Der Brenner, ein heikles Terrain INLAND
FPÖ-Chef Strache fordert, dass die Grenze zu Italien geschützt wird. Nicht immer war man in seiner Partei davon so überzeugt. Auch SPÖ und ÖVP nutzen das Thema für den Wahlkampf.
Migranten aus Afrika: FPÖ-Chef Strache fordert scharfe Kontrollen an der Grenze.
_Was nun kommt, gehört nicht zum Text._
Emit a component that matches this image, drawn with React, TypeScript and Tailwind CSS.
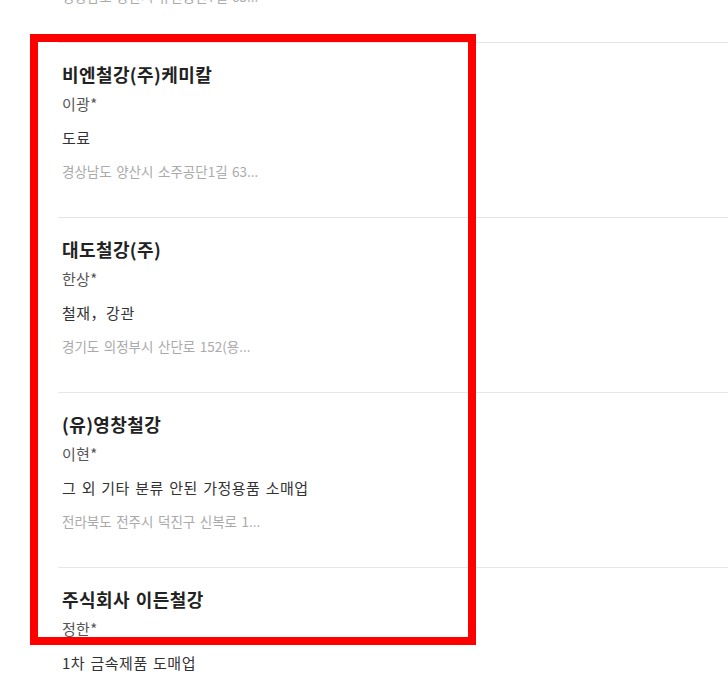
import React from 'react';

interface Company {
  name: string;
  owner: string;
  category: string;
  address: string;
}

const companies: Company[] = [
  {
    name: '(주)대성철강',
    owner: '김성*',
    category: '철강재 도매업',
    address: '경상남도 양산시 유산공단7길 63...',
  },
  {
    name: '비엔철강(주)케미칼',
    owner: '이광*',
    category: '도료',
    address: '경상남도 양산시 소주공단1길 63...',
  },
  {
    name: '대도철강(주)',
    owner: '한상*',
    category: '철재，강관',
    address: '경기도 의정부시 산단로 152(용...',
  },
  {
    name: '(유)영창철강',
    owner: '이현*',
    category: '그 외 기타 분류 안된 가정용품 소매업',
    address: '전라북도 전주시 덕진구 신복로 1...',
  },
  {
    name: '주식회사 이든철강',
    owner: '정한*',
    category: '1차 금속제품 도매업',
    address: '경기도 김포시 대곶면 대곶로 1...',
  },
];

function CompanyRow({ company }: { company: Company }) {
  return (
    <li className="h-[175px] border-t border-[#e6e6e6] pl-1 pt-5 [word-spacing:1.5px]">
      <h3 className="text-[18px] font-bold leading-[22px] tracking-[0.4px] text-[#222]">
        {company.name}
      </h3>
      <p className="mt-[9px] text-[15px] leading-5 tracking-[0.3px] text-[#555]">{company.owner}</p>
      <p className="mt-[14px] text-[15px] leading-5 tracking-[0.5px] text-[#333]">{company.category}</p>
      <p className="mt-[14px] text-[13.5px] leading-[18px] text-[#aaa]">{company.address}</p>
    </li>
  );
}

export default function App() {
  return (
    <div
      className="relative h-[678px] w-full overflow-hidden bg-white"
      style={{ fontFamily: '"Noto Sans CJK KR", "Noto Sans", sans-serif' }}
    >
      <ul className="-mt-[133px] ml-[58px]">
        {companies.map(c => (
          <CompanyRow key={c.name} company={c} />
        ))}
      </ul>

      {/* Highlight annotation */}
      <div className="pointer-events-none absolute left-[30px] top-[34px] h-[611px] w-[446px] border-[8px] border-[#ff0000]" />
    </div>
  );
}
Wien. Am Sonntag stand am Brenner alles still: keine Züge, keine Autos – kein Verkehr. Grund dafür waren Sicherheitsmaßnahmen. Allerdings andere, als man vermuten könnte: Eine 500 Kilogramm schwere Fliegerbombe aus dem Zweiten Weltkrieg in Freienfeld in Südtirol wurde frühmorgens entschärft. Einige Stunden später war der Übergang wieder passierbar.
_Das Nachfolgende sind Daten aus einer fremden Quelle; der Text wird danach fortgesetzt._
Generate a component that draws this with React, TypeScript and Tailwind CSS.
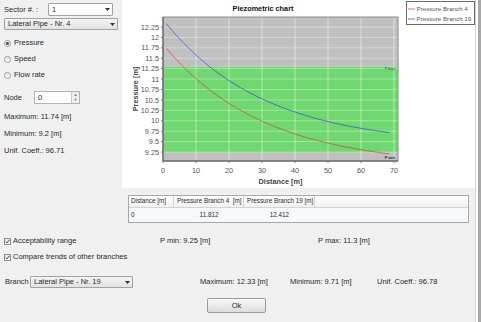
const W = 353
const H = 188
const X0 = 41
const X1 = 276
const Y0 = 17
const Y1 = 161
const xs = (d: number) => X0 + d * 3.3
const ys = (v: number) => 27 + (12.25 - v) * 41.67

const yTicks = [9.25, 9.5, 9.75, 10, 10.25, 10.5, 10.75, 11, 11.25, 11.5, 11.75, 12, 12.25]
const xTicks = [0, 10, 20, 30, 40, 50, 60, 70]

function curve(base: number, amp: number) {
  const pts: string[] = []
  for (let d = 1; d <= 68.5; d += 0.5) {
    const v = base + amp * Math.exp(-0.033 * (d - 1))
    pts.push(`${xs(d).toFixed(1)},${ys(v).toFixed(1)}`)
  }
  return pts.join(' ')
}

function Chart() {
  const pmax = ys(11.3)
  const pmin = ys(9.25)
  return (
    <svg width={W} height={H} className="block" style={{ fontFamily: 'Liberation Sans, Arial, sans-serif' }}>
      <text x={141} y={11} textAnchor="middle" fontSize="7.3" fontWeight="bold" fill="#111">
        Piezometric chart
      </text>

      {/* plot background bands */}
      <rect x={X0} y={Y0} width={X1 - X0} height={pmax - Y0} fill="#c0c0c0" />
      <rect x={X0} y={pmax} width={X1 - X0} height={pmin - pmax} fill="#70d870" />
      <rect x={X0} y={pmin} width={X1 - X0} height={Y1 - pmin} fill="#c0c0c0" />

      {xTicks.slice(1).map((t) => (
        <line key={t} x1={xs(t)} x2={xs(t)} y1={Y0} y2={Y1} stroke="#fff" strokeOpacity="0.45" />
      ))}
      {yTicks.map((t) => (
        <line key={t} x1={X0} x2={X1} y1={ys(t)} y2={ys(t)} stroke="#fff" strokeOpacity="0.35" />
      ))}

      <polyline points={curve(8.9, 2.84)} fill="none" stroke="#e02020" strokeOpacity="0.55" strokeWidth="1" />
      <polyline points={curve(9.4, 2.93)} fill="none" stroke="#2020e0" strokeOpacity="0.55" strokeWidth="1" />

      <text x={273} y={69.5} textAnchor="end" fontSize="3.6" fill="#333">P max</text>
      <text x={273} y={159} textAnchor="end" fontSize="3.8" fontWeight="bold" fill="#222">P min</text>

      <rect x={X0} y={Y0} width={X1 - X0} height={Y1 - Y0} fill="none" stroke="#8a8a8a" />
      <line x1={X0} x2={X0} y1={Y0} y2={Y1} stroke="#555" />
      <line x1={X0} x2={X1} y1={Y1} y2={Y1} stroke="#555" />

      {yTicks.map((t) => (
        <g key={t}>
          <line x1={X0 - 2} x2={X0} y1={ys(t)} y2={ys(t)} stroke="#777" />
          <text x={X0 - 4} y={ys(t) + 2.6} textAnchor="end" fontSize="7.3" fill="#555">
            {t}
          </text>
        </g>
      ))}
      {xTicks.map((t) => (
        <g key={t}>
          <line x1={xs(t)} x2={xs(t)} y1={Y1} y2={Y1 + 2} stroke="#777" />
          <text x={xs(t)} y={173} textAnchor="middle" fontSize="7.3" fill="#555">
            {t}
          </text>
        </g>
      ))}

      <text x={158.5} y={184} textAnchor="middle" fontSize="7.3" fontWeight="bold" fill="#444">
        Distance [m]
      </text>
      <text
        x={0}
        y={0}
        transform="translate(15.5 89) rotate(-90)"
        textAnchor="middle"
        fontSize="7.3"
        fontWeight="bold"
        fill="#444"
      >
        Pressure [m]
      </text>

      {/* legend */}
      <rect x={284.5} y={1.5} width={68} height={23} fill="#fff" stroke="#6a6a6a" />
      <line x1={286} x2={293} y1={9} y2={9} stroke="#e07070" />
      <text x={294.5} y={11.3} fontSize="6.2" fill="#555">Pressure Branch 4</text>
      <line x1={286} x2={293} y1={19} y2={19} stroke="#7070e0" />
      <text x={294.5} y={21.3} fontSize="6.2" fill="#555">Pressure Branch 19</text>
    </svg>
  )
}

function Arrow() {
  return (
    <svg width="5" height="3" viewBox="0 0 5 3">
      <path d="M0 0H5L2.5 3Z" fill="#333" />
    </svg>
  )
}

function Select({ value, w, white }: { value: string; w: string; white?: boolean }) {
  return (
    <div
      className={
        'flex items-center h-full border border-[#a2a2a2] rounded-[1px] ' +
        w +
        (white ? ' bg-white' : ' bg-gradient-to-b from-[#f4f4f4] to-[#e2e2e2]')
      }
    >
      <span className="flex-1 pl-[3px] truncate">{value}</span>
      <span className="w-[10px] flex items-center justify-center">
        <Arrow />
      </span>
    </div>
  )
}

function Radio({ label, on }: { label: string; on?: boolean }) {
  return (
    <div className="h-[16px] flex items-center">
      <span className="w-[7px] h-[7px] rounded-full border border-[#9a9a9a] bg-gradient-to-b from-[#e8e8e8] to-white flex items-center justify-center">
        {on && <span className="w-[3px] h-[3px] rounded-full bg-[#3a4a5a]" />}
      </span>
      <span className="ml-[3px]">{label}</span>
    </div>
  )
}

function Check({ label }: { label: string }) {
  return (
    <div className="flex items-center">
      <span className="w-[7px] h-[7px] border border-[#8e8e8e] bg-gradient-to-b from-[#e4e4e4] to-white flex items-center justify-center">
        <svg width="5" height="5" viewBox="0 0 5 5">
          <path d="M0.6 2.6L1.9 3.9L4.4 0.9" fill="none" stroke="#3a3a3a" strokeWidth="1" />
        </svg>
      </span>
      <span className="ml-[2px]">{label}</span>
    </div>
  )
}

export default function App() {
  return (
    <div className="w-[481px] h-[322px] bg-[#f0f0f0] flex overflow-hidden font-['Liberation_Sans',Arial,sans-serif] text-[7.5px] text-[#2a2a2a] leading-none">
      <div className="w-[475px] flex flex-col">
        <div className="h-[188px] flex">
          {/* left controls */}
          <div className="w-[122px] pl-1 pt-[3px] flex flex-col">
            <div className="h-[13px] flex items-center">
              <span className="w-[44px]">Sector #. :</span>
              <Select value="1" w="w-[65px]" white />
            </div>
            <div className="h-[12px] mt-[2px] flex">
              <Select value="Lateral Pipe - Nr. 4" w="w-[114px]" />
            </div>
            <div className="mt-[5px]">
              <Radio label="Pressure" on />
              <Radio label="Speed" />
              <Radio label="Flow rate" />
            </div>
            <div className="h-[13px] mt-[8px] flex items-center">
              <span className="w-[30px]">Node</span>
              <div className="w-[46px] h-full flex border border-[#b4b4b4] bg-white">
                <span className="flex-1 pl-[3px] flex items-center">0</span>
                <span className="w-[8px] flex flex-col border-l border-[#c8c8c8] bg-[#eeeeee]">
                  <span className="flex-1 flex items-center justify-center text-[4px] text-[#777]">▲</span>
                  <span className="flex-1 flex items-center justify-center text-[4px] text-[#777]">▼</span>
                </span>
              </div>
            </div>
            <div className="h-[12px] mt-[7px] flex items-center">Maximum: 11.74 [m]</div>
            <div className="h-[12px] mt-[5px] flex items-center">Minimum: 9.2 [m]</div>
            <div className="h-[12px] mt-[5px] flex items-center">Unif. Coeff.: 96.71</div>
          </div>

          {/* chart panel */}
          <div className="flex-1 bg-white">
            <Chart />
          </div>
        </div>

        {/* data table */}
        <div className="mt-[7px] ml-[128px] w-[341px] border border-[#a8a8a8] bg-white text-[6.3px] whitespace-nowrap">
          <div className="grid grid-cols-[45px_70px_71px_1fr] h-[12px] bg-gradient-to-b from-white to-[#f0f0f0] border-b border-[#d4d4d4]">
            <div className="flex items-center pl-[2px] border-r border-[#d4d4d4] overflow-hidden">Distance [m]</div>
            <div className="flex items-center pl-[3px] border-r border-[#d4d4d4] overflow-hidden">Pressure Branch 4&nbsp; [m]</div>
            <div className="flex items-center pl-[3px] border-r border-[#d4d4d4] overflow-hidden">Pressure Branch 19 [m]</div>
            <div />
          </div>
          <div className="grid grid-cols-[45px_70px_71px_1fr] h-[14px] bg-[#f5f9fd]">
            <div className="flex items-center pl-[2px]">0</div>
            <div className="flex items-center justify-center">11.812</div>
            <div className="flex items-center justify-center">12.412</div>
            <div />
          </div>
        </div>

        <div className="h-[12px] mt-[12px] flex items-center pl-1">
          <div className="w-[156px]">
            <Check label="Acceptability range" />
          </div>
          <span className="w-[158px]">P min: 9.25 [m]</span>
          <span>P max: 11.3 [m]</span>
        </div>
        <div className="h-[12px] mt-[4px] flex items-center pl-1">
          <Check label="Compare trends of other branches" />
        </div>

        <div className="h-[12px] mt-[13px] flex items-center pl-[5px]">
          <span className="w-[25px]">Branch</span>
          <Select value="Lateral Pipe - Nr. 19" w="w-[103px]" />
          <span className="ml-[67px] w-[90px]">Maximum: 12.33 [m]</span>
          <span className="w-[87px]">Minimum: 9.71 [m]</span>
          <span>Unif. Coeff.: 96.78</span>
        </div>

        <div className="mt-[10px] ml-[207px] w-[59px] h-[15px] border border-[#9a9a9a] rounded-[2px] bg-gradient-to-b from-[#f8f8f8] to-[#dcdcdc] flex items-center justify-center">
          Ok
        </div>
      </div>
      <div className="w-[1px] bg-[#d4d4d4]" />
      <div className="w-[2px] bg-white" />
      <div className="w-[3px] bg-[#a8a8a8]" />
    </div>
  )
}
Sonst tut sich derzeit am Brenner nicht viel, zumindest nicht mehr als sonst: Immer wieder versuchen Flüchtlinge und Migranten, Italien zu verlassen und nach Norden zu fahren. Bis zu 30, am Wochenende auch 40 Personen pro Tag werden in Tirol laut Landespolizei aufgegriffen. „Ein bisschen was los ist schon“, sagt Polizeidirektor Helmut Tomac am Sonntag. Tendenziell sei die Lage aber weiterhin ruhig. „Wir haben ein sehr wachsames Auge darauf.“
Und doch wird einige Hundert Kilometer entfernt, in Wien, rhetorisch bereits aufgerüstet. Am Wochenende war damit FPÖ-Chef Heinz-Christian Strache an der Reihe: „Die Brennergrenze muss sofort gesichert, kontrolliert und geschützt werden“, schrieb er auf seiner Facebook-Seite. Schon jetzt kämen täglich Hunderte illegale Migranten mit Zügen über die Grenzen. Laut Strache sind dies „unverantwortlichen Entwicklungen, welche unter Rot-Schwarz in Österreich überhaupt erst möglich geworden sind“.
„Zahlen am Brenner stabil“
Innenminister Wolfgang Sobotka meinte zwar in der „Presse am Sonntag“, dass die „Zahlen am Brenner stabil“sind. Daher sehe er „keine Veranlassung“, scharfe Grenzkontrollen einzuführen. Dennoch müsse man sich auf den Ernstall vorbereiten. Denn an der Küste Italiens würde die Zahl der Ankommenden weiter steigen. Allein am Freitag trafen 5000 Migranten in süditalienischen Häfen ein.
Und auch der Tiroler Landeshauptmann, Günther Platter, sagte am Sonntag: „Wir können nicht sehenden Auges in eine neuerliche Katastrophe wie 2015 laufen.“Da- her seien Vorbereitungen wichtig. Anlass der jüngsten Aufregung war allerdings Verteidigungsminister Hans Peter Doskozil: Er richtete via „Krone“aus, dass im Notfall 750 Soldaten und zwei gepanzerte Fahrzeuge zur Verfügung stehen würden. Nicht nur die FPÖ, sondern auch Rot und Schwarz nutzen den Grenzübergang nun für ihren Wahlkampf. Der Haken: Einerseits will man der Bevölkerung signalisieren, dass man im Flüchtlingsbereich etwas unternimmt. Auch auf EU-Ebene soll signalisiert werden, dass Österreich ernst machen könnte. Gleichzeitig will man aber die Partner in Rom und Bozen nicht völlig verstimmen.
Dabei wurde schon vor mehr als einem Jahr das sogenannte Grenzmanagement am Übergang aufgebaut: Damals wurde eine Verankerung für einen (potenziellen) 370 Meter langen Zaun gesetzt. Auch eine eigene Registrierungsstelle für Flüchtlinge und Migranten wurde organisiert. Zusätzliche Zöllner würden ebenfalls bereitstehen. Angewendet wurden die Pläne bisher allerdings nie.
Der Brenner ist ein heikles Terrain für Österreichs Politiker. Der Übergang ist nicht nur wirtschaftlich von großer Bedeutung, sondern auch historisch. Vor allem für die FPÖ war das Thema Grenzkontrollen zwischen Nord- und Südtirol lang eine schwierige Materie. Denn einerseits pocht man auf die enge Verbundenheit, andererseits will man die Grenzen scharf kontrollieren. Im Februar 2016 hieß es noch aus dem Büro von FPÖ-Chef Strache, dass man vom Grenzzaun am Brenner wenig halte. Für den damaligen Hofburg-Kandidaten Norbert Hofer war „ein Grenzzaun am Brenner sicherlich kein Hauptanliegen“.